(Part of a data file)
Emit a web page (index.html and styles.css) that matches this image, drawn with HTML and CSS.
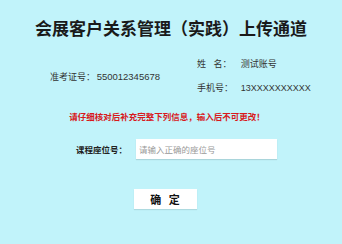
FILE: index.html
```html
<!DOCTYPE html>
<html lang="zh-CN">
<head>
    <meta charset="UTF-8">
    <meta name="viewport" content="width=device-width, initial-scale=1.0">
    <title>会展客户关系管理（实践）上传通道</title>
    <link rel="stylesheet" href="styles.css">
</head>
<body>
    <div id="page">
        <h1 id="title">会展客户关系管理（实践）上传通道</h1>

        <div id="info">
            <div class="info-left">
                <span class="info-label">准考证号：</span>
                <span class="info-value">550012345678</span>
            </div>
            <div class="info-right">
                <div class="info-row">
                    <span class="info-label">姓&nbsp;&nbsp;&nbsp;名：</span>
                    <span class="info-value">测试账号</span>
                </div>
                <div class="info-row">
                    <span class="info-label">手机号：</span>
                    <span class="info-value">13XXXXXXXXXX</span>
                </div>
            </div>
        </div>

        <p id="notice">请仔细核对后补充完整下列信息，输入后不可更改！</p>

        <div id="seat-row">
            <label for="seat-input">课程座位号：</label>
            <input type="text" id="seat-input" placeholder="请输入正确的座位号">
        </div>

        <div id="submit-row">
            <button id="submit-button">确&nbsp;&nbsp;&nbsp;定</button>
        </div>
    </div>
</body>
</html>
```

FILE: styles.css
```css
body {
    margin: 0;
    padding: 0;
    background-color: #c1f3fa;
    font-family: "Liberation Sans", "Noto Sans CJK SC", sans-serif;
    color: #333;
    width: 342px;
    height: 244px;
    overflow: hidden;
}

#page {
    display: flex;
    flex-direction: column;
}

#title {
    margin: 18px 0 0 0;
    font-size: 17px;
    line-height: 20px;
    font-weight: bold;
    color: #1a1a1a;
    text-align: center;
    font-family: "Noto Sans CJK SC", sans-serif;
}

#info {
    display: flex;
    flex-direction: row;
    align-items: center;
    margin-top: 19px;
    padding-left: 50px;
}

.info-left {
    width: 147px;
    font-size: 9.5px;
    white-space: nowrap;
}

.info-right {
    display: flex;
    flex-direction: column;
    gap: 10px;
    font-size: 9.5px;
}

.info-row {
    line-height: 13px;
    white-space: nowrap;
}

.info-label {
    display: inline-block;
    width: 41px;
    font-size: 9px;
    color: #333;
}

.info-left .info-label {
    width: 44px;
}

.info-value {
    color: #333;
}

.info-right .info-value {
    font-size: 9px;
}

#notice {
    margin: 16px 0 0 0;
    padding-right: 8px;
    text-align: center;
    font-size: 8.5px;
    line-height: 12px;
    font-weight: bold;
    color: #d8191c;
}

#seat-row {
    display: flex;
    align-items: center;
    margin-top: 16px;
    padding-left: 76px;
}

#seat-row label {
    width: 60px;
    font-size: 8.5px;
    font-weight: bold;
    color: #222;
    white-space: nowrap;
}

#seat-input {
    width: 141px;
    height: 20px;
    box-sizing: border-box;
    border: none;
    outline: none;
    padding: 0 3px;
    background-color: #fff;
    font-size: 8.5px;
    font-family: "Noto Sans CJK SC", sans-serif;
    box-shadow: 0 1px 1px rgba(0, 0, 0, 0.12);
}

#seat-input::placeholder {
    color: #999;
}

#submit-row {
    display: flex;
    justify-content: center;
    margin-top: 30px;
    padding-right: 12px;
}

#submit-button {
    width: 63px;
    height: 20px;
    border: none;
    background-color: #fff;
    font-size: 11px;
    font-weight: bold;
    color: #111;
    font-family: "Noto Sans CJK SC", sans-serif;
    padding: 0;
    box-shadow: 0 1px 1px rgba(0, 0, 0, 0.1);
    cursor: pointer;
}
```
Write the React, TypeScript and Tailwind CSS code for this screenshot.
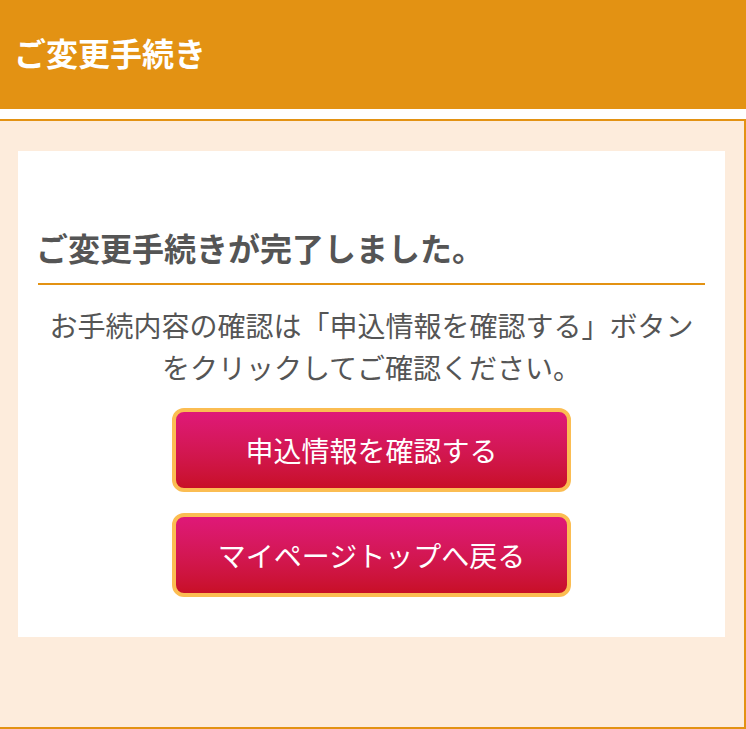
import React from 'react';

const font = "font-['Meiryo','Noto_Sans_CJK_JP',sans-serif]";

const ActionButton: React.FC<{ label: string }> = ({ label }) => (
  <button
    type="button"
    className="w-[399px] h-[84px] rounded-[12px] border-4 border-[#fbbd52] bg-gradient-to-b from-[#df1878] to-[#c80f26] text-white text-[28px] flex items-center justify-center"
  >
    {label}
  </button>
);

export default function App() {
  return (
    <div className={`${font} min-h-[729px] bg-white`}>
      {/* Header */}
      <header className="h-[109px] bg-[#e39213] flex items-center pl-[14px] pb-[5px]">
        <h1 className="text-white text-[32px] font-bold">ご変更手続き</h1>
      </header>

      {/* Content */}
      <div className="mt-[10px] border-t-2 border-r-2 border-b-2 border-[#e39213] bg-[#fdecdc] pt-[30px] pl-[18px] pr-[19px] pb-[90px]">
        <div className="bg-white px-[20px] pt-[74px] pb-[40px]">
          <h2 className="text-[#555] text-[32px] font-bold leading-[45px] pb-[13px] border-b-2 border-[#e39213]">
            <span className="-ml-[2px]">ご変更手続きが完了しました。</span>
          </h2>
          <p className="text-[#555] text-[28px] leading-[42px] text-center mt-[19px]">
            お手続内容の確認は「申込情報を確認する」ボタン
            <br />
            をクリックしてご確認ください。
          </p>
          <div className="flex flex-col items-center gap-[21px] mt-[20px]">
            <ActionButton label="申込情報を確認する" />
            <ActionButton label="マイページトップへ戻る" />
          </div>
        </div>
      </div>
    </div>
  );
}
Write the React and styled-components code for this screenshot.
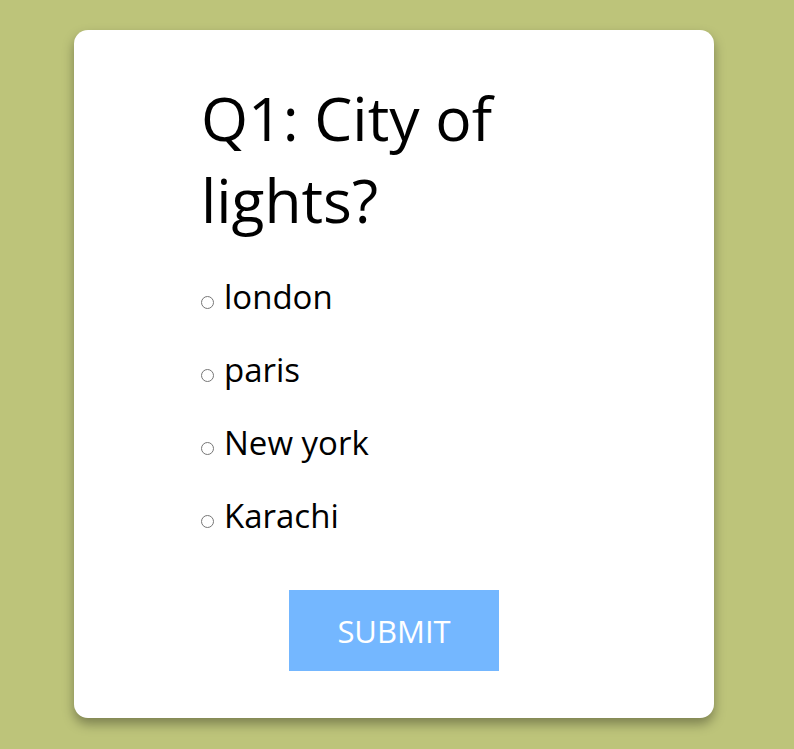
import React from 'react'
import styled, { createGlobalStyle } from 'styled-components'

const GlobalStyle = createGlobalStyle`
    html, body {
        margin: 0;
        padding: 0;
        background: #bdc47a;
        font-family: "Open Sans", "DejaVu Sans", sans-serif;
    }
`

const Page = styled.div`
    display: flex;
    justify-content: center;
    padding: 30px 6px 31px 0;
`

const Card = styled.form`
    width: 640px;
    height: 688px;
    box-sizing: border-box;
    background: #fff;
    border-radius: 14px;
    box-shadow: 0 6px 12px rgba(0, 0, 0, 0.35);
    padding: 49px 0 0;
    display: flex;
    flex-direction: column;
    align-items: center;
`

const Content = styled.div`
    width: 396px;
    box-sizing: border-box;
    padding-left: 2px;
`

const Question = styled.h1`
    font-size: 60.5px;
    font-weight: 400;
    line-height: 82px;
    margin: -2px 0 34px 3px;
    color: #000;
`

const Options = styled.ul`
    list-style: none;
    margin: 0;
    padding: 0;
    display: flex;
    flex-direction: column;
    gap: 29px;
`

const Option = styled.li`
    display: flex;
    align-items: center;
    font-size: 33px;
    line-height: 44px;
    color: #000;
`

const Radio = styled.input`
    margin: 10px 10px 0 3px;
    width: 13px;
    height: 13px;
`

const SubmitButton = styled.button`
    margin-top: 52px;
    width: 210px;
    height: 81px;
    border: none;
    background: #74b7ff;
    color: #fff;
    font-family: inherit;
    font-size: 31px;
    text-transform: uppercase;
    cursor: pointer;
`

const options = ['london', 'paris', 'New york', 'Karachi']

export default function App() {
    return (
        <>
            <GlobalStyle />
            <Page>
                <Card onSubmit={ e => e.preventDefault() }>
                    <Content>
                        <Question>Q1: City of lights?</Question>
                        <Options>
                            { options.map(option => (
                                <Option key={ option }>
                                    <Radio type="radio" name="q1" value={ option } />
                                    <label>{ option }</label>
                                </Option>
                            )) }
                        </Options>
                    </Content>
                    <SubmitButton type="submit">Submit</SubmitButton>
                </Card>
            </Page>
        </>
    )
}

WRITTEN PROBLEM: Retype every entry verbatim and exclude the pictures from the copy.

RESPONSE TO THIS TASK:
Emit a web page (index.html and styles.css) that matches this image, drawn with HTML and CSS.
FILE: index.html
```html
<!DOCTYPE html>
<html lang="zh-CN">
<head>
    <meta charset="UTF-8">
    <meta name="viewport" content="width=device-width, initial-scale=1.0">
    <title>会展客户关系管理（实践）上传通道</title>
    <link rel="stylesheet" href="styles.css">
</head>
<body>
    <div id="page">
        <h1 id="title">会展客户关系管理（实践）上传通道</h1>

        <div id="info">
            <div class="info-left">
                <span class="info-label">准考证号：</span>
                <span class="info-value">550012345678</span>
            </div>
            <div class="info-right">
                <div class="info-row">
                    <span class="info-label">姓&nbsp;&nbsp;&nbsp;名：</span>
                    <span class="info-value">测试账号</span>
                </div>
                <div class="info-row">
                    <span class="info-label">手机号：</span>
                    <span class="info-value">13XXXXXXXXXX</span>
                </div>
            </div>
        </div>

        <p id="notice">请仔细核对后补充完整下列信息，输入后不可更改！</p>

        <div id="seat-row">
            <label for="seat-input">课程座位号：</label>
            <input type="text" id="seat-input" placeholder="请输入正确的座位号">
        </div>

        <div id="submit-row">
            <button id="submit-button">确&nbsp;&nbsp;&nbsp;定</button>
        </div>
    </div>
</body>
</html>
```

FILE: styles.css
```css
body {
    margin: 0;
    padding: 0;
    background-color: #c1f3fa;
    font-family: "Liberation Sans", "Noto Sans CJK SC", sans-serif;
    color: #333;
    width: 342px;
    height: 244px;
    overflow: hidden;
}

#page {
    display: flex;
    flex-direction: column;
}

#title {
    margin: 18px 0 0 0;
    font-size: 17px;
    line-height: 20px;
    font-weight: bold;
    color: #1a1a1a;
    text-align: center;
    font-family: "Noto Sans CJK SC", sans-serif;
}

#info {
    display: flex;
    flex-direction: row;
    align-items: center;
    margin-top: 19px;
    padding-left: 50px;
}

.info-left {
    width: 147px;
    font-size: 9.5px;
    white-space: nowrap;
}

.info-right {
    display: flex;
    flex-direction: column;
    gap: 10px;
    font-size: 9.5px;
}

.info-row {
    line-height: 13px;
    white-space: nowrap;
}

.info-label {
    display: inline-block;
    width: 41px;
    font-size: 9px;
    color: #333;
}

.info-left .info-label {
    width: 44px;
}

.info-value {
    color: #333;
}

.info-right .info-value {
    font-size: 9px;
}

#notice {
    margin: 16px 0 0 0;
    padding-right: 8px;
    text-align: center;
    font-size: 8.5px;
    line-height: 12px;
    font-weight: bold;
    color: #d8191c;
}

#seat-row {
    display: flex;
    align-items: center;
    margin-top: 16px;
    padding-left: 76px;
}

#seat-row label {
    width: 60px;
    font-size: 8.5px;
    font-weight: bold;
    color: #222;
    white-space: nowrap;
}

#seat-input {
    width: 141px;
    height: 20px;
    box-sizing: border-box;
    border: none;
    outline: none;
    padding: 0 3px;
    background-color: #fff;
    font-size: 8.5px;
    font-family: "Noto Sans CJK SC", sans-serif;
    box-shadow: 0 1px 1px rgba(0, 0, 0, 0.12);
}

#seat-input::placeholder {
    color: #999;
}

#submit-row {
    display: flex;
    justify-content: center;
    margin-top: 30px;
    padding-right: 12px;
}

#submit-button {
    width: 63px;
    height: 20px;
    border: none;
    background-color: #fff;
    font-size: 11px;
    font-weight: bold;
    color: #111;
    font-family: "Noto Sans CJK SC", sans-serif;
    padding: 0;
    box-shadow: 0 1px 1px rgba(0, 0, 0, 0.1);
    cursor: pointer;
}
```
Write the React, TypeScript and Tailwind CSS code for this screenshot.
import React from 'react';

const font = "font-['Meiryo','Noto_Sans_CJK_JP',sans-serif]";

const ActionButton: React.FC<{ label: string }> = ({ label }) => (
  <button
    type="button"
    className="w-[399px] h-[84px] rounded-[12px] border-4 border-[#fbbd52] bg-gradient-to-b from-[#df1878] to-[#c80f26] text-white text-[28px] flex items-center justify-center"
  >
    {label}
  </button>
);

export default function App() {
  return (
    <div className={`${font} min-h-[729px] bg-white`}>
      {/* Header */}
      <header className="h-[109px] bg-[#e39213] flex items-center pl-[14px] pb-[5px]">
        <h1 className="text-white text-[32px] font-bold">ご変更手続き</h1>
      </header>

      {/* Content */}
      <div className="mt-[10px] border-t-2 border-r-2 border-b-2 border-[#e39213] bg-[#fdecdc] pt-[30px] pl-[18px] pr-[19px] pb-[90px]">
        <div className="bg-white px-[20px] pt-[74px] pb-[40px]">
          <h2 className="text-[#555] text-[32px] font-bold leading-[45px] pb-[13px] border-b-2 border-[#e39213]">
            <span className="-ml-[2px]">ご変更手続きが完了しました。</span>
          </h2>
          <p className="text-[#555] text-[28px] leading-[42px] text-center mt-[19px]">
            お手続内容の確認は「申込情報を確認する」ボタン
            <br />
            をクリックしてご確認ください。
          </p>
          <div className="flex flex-col items-center gap-[21px] mt-[20px]">
            <ActionButton label="申込情報を確認する" />
            <ActionButton label="マイページトップへ戻る" />
          </div>
        </div>
      </div>
    </div>
  );
}
Write the React and styled-components code for this screenshot.
import React from 'react'
import styled, { createGlobalStyle } from 'styled-components'

const GlobalStyle = createGlobalStyle`
    html, body {
        margin: 0;
        padding: 0;
        background: #bdc47a;
        font-family: "Open Sans", "DejaVu Sans", sans-serif;
    }
`

const Page = styled.div`
    display: flex;
    justify-content: center;
    padding: 30px 6px 31px 0;
`

const Card = styled.form`
    width: 640px;
    height: 688px;
    box-sizing: border-box;
    background: #fff;
    border-radius: 14px;
    box-shadow: 0 6px 12px rgba(0, 0, 0, 0.35);
    padding: 49px 0 0;
    display: flex;
    flex-direction: column;
    align-items: center;
`

const Content = styled.div`
    width: 396px;
    box-sizing: border-box;
    padding-left: 2px;
`

const Question = styled.h1`
    font-size: 60.5px;
    font-weight: 400;
    line-height: 82px;
    margin: -2px 0 34px 3px;
    color: #000;
`

const Options = styled.ul`
    list-style: none;
    margin: 0;
    padding: 0;
    display: flex;
    flex-direction: column;
    gap: 29px;
`

const Option = styled.li`
    display: flex;
    align-items: center;
    font-size: 33px;
    line-height: 44px;
    color: #000;
`

const Radio = styled.input`
    margin: 10px 10px 0 3px;
    width: 13px;
    height: 13px;
`

const SubmitButton = styled.button`
    margin-top: 52px;
    width: 210px;
    height: 81px;
    border: none;
    background: #74b7ff;
    color: #fff;
    font-family: inherit;
    font-size: 31px;
    text-transform: uppercase;
    cursor: pointer;
`

const options = ['london', 'paris', 'New york', 'Karachi']

export default function App() {
    return (
        <>
            <GlobalStyle />
            <Page>
                <Card onSubmit={ e => e.preventDefault() }>
                    <Content>
                        <Question>Q1: City of lights?</Question>
                        <Options>
                            { options.map(option => (
                                <Option key={ option }>
                                    <Radio type="radio" name="q1" value={ option } />
                                    <label>{ option }</label>
                                </Option>
                            )) }
                        </Options>
                    </Content>
                    <SubmitButton type="submit">Submit</SubmitButton>
                </Card>
            </Page>
        </>
    )
}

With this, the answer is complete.